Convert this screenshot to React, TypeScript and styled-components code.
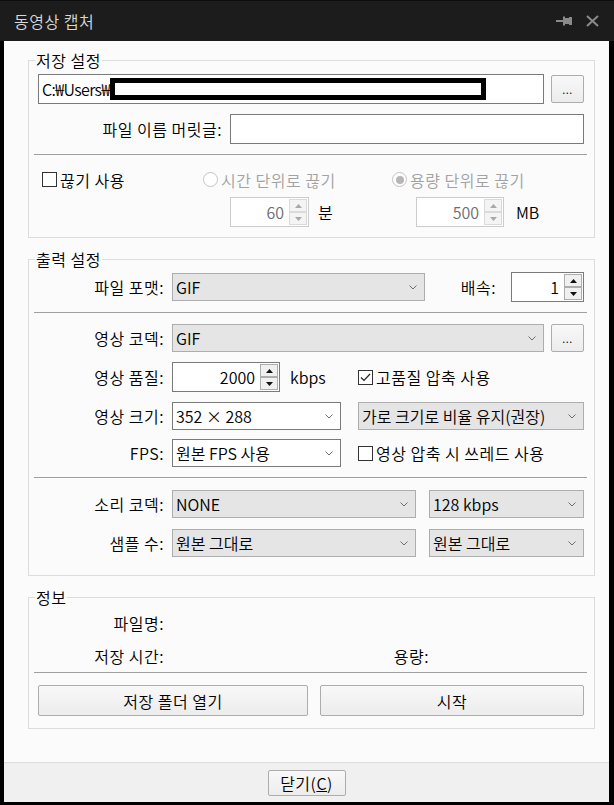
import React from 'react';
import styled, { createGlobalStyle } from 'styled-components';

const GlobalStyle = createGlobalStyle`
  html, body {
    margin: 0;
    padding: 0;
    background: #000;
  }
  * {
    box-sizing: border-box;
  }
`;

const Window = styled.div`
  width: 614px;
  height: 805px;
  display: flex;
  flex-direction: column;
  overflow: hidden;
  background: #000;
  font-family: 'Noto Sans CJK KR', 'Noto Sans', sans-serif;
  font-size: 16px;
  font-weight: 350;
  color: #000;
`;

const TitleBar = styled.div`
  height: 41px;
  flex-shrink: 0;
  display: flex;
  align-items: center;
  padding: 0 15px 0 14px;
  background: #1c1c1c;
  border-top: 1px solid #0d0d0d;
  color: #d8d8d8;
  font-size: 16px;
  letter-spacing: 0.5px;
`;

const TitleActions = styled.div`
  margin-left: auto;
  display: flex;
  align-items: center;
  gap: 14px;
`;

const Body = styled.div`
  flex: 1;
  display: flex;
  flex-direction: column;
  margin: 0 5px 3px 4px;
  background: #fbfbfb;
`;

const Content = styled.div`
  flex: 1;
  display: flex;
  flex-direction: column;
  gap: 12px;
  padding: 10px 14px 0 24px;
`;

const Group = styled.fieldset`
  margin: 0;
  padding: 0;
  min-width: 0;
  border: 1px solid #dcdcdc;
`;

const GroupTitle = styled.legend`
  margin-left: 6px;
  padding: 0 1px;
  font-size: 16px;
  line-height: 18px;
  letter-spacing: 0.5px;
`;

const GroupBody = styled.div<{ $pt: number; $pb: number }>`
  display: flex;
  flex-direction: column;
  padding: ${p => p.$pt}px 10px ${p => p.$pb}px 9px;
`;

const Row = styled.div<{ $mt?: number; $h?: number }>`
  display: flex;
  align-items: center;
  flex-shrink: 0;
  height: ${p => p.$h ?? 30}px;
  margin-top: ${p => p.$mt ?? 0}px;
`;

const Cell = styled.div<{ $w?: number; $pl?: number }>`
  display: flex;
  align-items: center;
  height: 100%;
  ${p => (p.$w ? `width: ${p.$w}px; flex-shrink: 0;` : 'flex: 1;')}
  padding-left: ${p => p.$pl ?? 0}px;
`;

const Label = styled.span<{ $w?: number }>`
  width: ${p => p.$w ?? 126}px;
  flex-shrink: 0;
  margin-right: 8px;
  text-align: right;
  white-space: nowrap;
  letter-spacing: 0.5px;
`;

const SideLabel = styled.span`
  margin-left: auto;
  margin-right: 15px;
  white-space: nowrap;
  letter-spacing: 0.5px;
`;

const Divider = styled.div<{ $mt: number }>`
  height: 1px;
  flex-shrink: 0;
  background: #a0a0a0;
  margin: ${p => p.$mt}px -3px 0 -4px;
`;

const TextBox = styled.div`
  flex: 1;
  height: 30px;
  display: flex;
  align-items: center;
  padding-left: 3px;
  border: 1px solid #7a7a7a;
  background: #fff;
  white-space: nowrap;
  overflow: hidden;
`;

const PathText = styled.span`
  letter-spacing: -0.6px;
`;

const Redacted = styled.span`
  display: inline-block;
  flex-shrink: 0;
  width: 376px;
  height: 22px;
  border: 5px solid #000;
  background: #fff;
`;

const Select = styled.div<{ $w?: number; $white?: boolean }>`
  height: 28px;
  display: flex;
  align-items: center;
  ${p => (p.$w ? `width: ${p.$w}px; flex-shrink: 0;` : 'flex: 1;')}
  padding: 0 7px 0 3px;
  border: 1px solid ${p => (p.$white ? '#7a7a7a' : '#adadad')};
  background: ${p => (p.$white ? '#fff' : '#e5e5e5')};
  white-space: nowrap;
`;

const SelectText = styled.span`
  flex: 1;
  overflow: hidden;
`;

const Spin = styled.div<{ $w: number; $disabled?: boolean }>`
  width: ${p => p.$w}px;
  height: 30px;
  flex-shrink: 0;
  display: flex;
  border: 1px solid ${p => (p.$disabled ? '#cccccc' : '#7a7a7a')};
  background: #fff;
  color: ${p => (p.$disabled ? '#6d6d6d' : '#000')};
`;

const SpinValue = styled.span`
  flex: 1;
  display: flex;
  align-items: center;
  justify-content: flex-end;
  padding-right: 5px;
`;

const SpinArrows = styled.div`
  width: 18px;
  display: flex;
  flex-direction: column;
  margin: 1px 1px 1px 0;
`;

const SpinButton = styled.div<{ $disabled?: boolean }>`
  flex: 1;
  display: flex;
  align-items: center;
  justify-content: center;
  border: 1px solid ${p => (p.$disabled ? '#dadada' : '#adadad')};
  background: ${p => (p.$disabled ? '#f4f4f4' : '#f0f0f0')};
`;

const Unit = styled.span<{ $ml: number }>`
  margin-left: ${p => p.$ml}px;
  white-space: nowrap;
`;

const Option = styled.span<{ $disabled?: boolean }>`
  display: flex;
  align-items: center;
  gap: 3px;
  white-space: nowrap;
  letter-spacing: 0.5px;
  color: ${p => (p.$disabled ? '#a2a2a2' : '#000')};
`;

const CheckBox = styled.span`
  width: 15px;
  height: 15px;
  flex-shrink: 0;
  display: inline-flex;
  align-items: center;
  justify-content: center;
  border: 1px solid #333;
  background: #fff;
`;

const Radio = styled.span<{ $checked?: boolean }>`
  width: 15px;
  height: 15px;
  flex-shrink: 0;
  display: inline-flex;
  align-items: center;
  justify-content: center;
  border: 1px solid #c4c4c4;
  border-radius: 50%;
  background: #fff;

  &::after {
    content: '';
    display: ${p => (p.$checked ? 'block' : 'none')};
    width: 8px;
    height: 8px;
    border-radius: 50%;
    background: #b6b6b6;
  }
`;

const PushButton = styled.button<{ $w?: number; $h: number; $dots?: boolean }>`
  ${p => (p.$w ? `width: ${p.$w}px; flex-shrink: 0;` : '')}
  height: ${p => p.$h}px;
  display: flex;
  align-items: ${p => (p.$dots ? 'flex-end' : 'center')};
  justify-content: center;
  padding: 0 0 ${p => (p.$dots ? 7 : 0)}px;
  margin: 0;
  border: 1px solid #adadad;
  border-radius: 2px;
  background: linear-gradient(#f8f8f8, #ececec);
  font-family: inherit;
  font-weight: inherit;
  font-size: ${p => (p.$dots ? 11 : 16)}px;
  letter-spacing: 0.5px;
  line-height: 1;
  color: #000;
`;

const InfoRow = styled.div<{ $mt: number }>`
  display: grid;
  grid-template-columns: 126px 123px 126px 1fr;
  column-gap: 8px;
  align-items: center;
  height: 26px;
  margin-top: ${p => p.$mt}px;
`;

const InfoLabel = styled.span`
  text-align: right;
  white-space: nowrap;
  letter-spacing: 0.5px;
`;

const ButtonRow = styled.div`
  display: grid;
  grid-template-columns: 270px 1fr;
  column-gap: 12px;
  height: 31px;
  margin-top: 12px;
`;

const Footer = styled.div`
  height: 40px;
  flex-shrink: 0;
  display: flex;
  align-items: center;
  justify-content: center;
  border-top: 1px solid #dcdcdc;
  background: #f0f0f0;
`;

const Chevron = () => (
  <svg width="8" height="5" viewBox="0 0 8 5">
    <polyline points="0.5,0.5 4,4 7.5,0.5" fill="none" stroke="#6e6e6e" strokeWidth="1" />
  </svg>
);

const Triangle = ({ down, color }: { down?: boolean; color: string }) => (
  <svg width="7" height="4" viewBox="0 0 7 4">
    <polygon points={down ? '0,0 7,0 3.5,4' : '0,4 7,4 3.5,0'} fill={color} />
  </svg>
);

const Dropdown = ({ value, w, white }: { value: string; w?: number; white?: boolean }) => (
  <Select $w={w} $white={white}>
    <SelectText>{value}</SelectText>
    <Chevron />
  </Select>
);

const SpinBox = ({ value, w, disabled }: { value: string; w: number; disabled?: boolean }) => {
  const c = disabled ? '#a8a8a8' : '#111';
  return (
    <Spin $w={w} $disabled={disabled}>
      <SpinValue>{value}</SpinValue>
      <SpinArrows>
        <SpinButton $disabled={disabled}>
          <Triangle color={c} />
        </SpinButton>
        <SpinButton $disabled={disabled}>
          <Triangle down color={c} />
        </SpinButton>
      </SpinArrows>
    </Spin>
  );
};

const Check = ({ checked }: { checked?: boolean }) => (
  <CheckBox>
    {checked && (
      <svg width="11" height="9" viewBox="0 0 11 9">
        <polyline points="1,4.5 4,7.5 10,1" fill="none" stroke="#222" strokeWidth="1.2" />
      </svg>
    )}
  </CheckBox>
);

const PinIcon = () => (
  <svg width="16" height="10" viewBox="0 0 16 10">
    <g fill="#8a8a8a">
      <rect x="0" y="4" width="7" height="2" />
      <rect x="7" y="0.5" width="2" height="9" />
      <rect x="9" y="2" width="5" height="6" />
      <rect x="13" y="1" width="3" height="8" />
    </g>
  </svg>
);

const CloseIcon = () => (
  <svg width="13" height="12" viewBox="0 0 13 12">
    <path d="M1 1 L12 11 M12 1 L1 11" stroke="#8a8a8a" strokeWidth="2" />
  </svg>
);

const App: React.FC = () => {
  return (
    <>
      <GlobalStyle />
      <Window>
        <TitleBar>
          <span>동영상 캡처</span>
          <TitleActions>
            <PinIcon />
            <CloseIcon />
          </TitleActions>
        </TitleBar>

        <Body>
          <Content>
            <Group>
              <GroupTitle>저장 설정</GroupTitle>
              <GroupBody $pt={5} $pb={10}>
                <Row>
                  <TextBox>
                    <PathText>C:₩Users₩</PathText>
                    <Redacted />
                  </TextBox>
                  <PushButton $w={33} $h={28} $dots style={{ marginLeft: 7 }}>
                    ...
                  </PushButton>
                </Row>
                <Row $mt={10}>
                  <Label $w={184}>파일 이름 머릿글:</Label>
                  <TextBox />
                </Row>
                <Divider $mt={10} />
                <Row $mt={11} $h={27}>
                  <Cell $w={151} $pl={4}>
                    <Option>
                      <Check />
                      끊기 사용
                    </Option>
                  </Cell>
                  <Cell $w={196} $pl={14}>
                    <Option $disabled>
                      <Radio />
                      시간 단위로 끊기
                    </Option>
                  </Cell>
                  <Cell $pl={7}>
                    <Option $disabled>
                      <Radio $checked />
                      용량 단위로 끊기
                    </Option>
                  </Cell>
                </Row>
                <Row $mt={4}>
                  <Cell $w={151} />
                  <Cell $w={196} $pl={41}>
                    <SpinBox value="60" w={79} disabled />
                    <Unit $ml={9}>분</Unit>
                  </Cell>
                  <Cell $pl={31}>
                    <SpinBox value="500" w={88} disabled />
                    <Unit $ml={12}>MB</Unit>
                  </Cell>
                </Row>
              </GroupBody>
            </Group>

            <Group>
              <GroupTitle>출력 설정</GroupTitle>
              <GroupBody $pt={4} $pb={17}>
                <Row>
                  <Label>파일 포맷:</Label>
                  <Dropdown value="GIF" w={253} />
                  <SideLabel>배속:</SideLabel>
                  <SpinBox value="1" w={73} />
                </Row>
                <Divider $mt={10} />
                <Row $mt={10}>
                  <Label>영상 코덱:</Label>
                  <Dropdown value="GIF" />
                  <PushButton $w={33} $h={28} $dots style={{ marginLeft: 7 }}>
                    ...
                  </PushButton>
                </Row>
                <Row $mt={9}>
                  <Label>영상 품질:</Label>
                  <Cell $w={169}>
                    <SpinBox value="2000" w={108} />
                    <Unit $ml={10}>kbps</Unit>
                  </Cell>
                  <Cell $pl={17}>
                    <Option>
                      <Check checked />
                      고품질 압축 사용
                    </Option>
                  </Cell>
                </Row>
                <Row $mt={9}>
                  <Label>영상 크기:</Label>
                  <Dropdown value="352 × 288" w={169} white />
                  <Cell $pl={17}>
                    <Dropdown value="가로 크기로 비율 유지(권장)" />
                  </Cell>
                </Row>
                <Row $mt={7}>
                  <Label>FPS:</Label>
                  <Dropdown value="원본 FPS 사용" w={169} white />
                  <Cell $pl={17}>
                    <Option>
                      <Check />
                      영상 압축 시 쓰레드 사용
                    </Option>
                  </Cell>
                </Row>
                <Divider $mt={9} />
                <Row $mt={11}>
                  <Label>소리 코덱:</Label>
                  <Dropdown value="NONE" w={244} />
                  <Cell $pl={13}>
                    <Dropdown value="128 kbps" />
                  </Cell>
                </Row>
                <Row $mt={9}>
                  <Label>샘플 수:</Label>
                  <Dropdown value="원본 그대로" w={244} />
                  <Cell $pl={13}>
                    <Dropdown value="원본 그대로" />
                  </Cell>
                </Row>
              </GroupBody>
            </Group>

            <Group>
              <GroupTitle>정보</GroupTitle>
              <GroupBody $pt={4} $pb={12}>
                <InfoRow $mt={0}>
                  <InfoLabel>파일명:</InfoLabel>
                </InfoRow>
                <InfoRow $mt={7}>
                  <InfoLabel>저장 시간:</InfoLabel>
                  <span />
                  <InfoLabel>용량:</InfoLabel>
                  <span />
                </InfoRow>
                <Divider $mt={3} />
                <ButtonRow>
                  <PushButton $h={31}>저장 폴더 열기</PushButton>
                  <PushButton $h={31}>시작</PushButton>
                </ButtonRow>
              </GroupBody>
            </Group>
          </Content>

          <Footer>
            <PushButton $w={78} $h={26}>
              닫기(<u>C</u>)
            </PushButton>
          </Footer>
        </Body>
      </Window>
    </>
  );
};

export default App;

#####

EXERCISE DIRECTIONS |
From the listing above, pick out every line containing "React".

SOLVED EXERCISE |
Convert this screenshot to React, TypeScript and styled-components code.
import React from 'react';
const App: React.FC = () => {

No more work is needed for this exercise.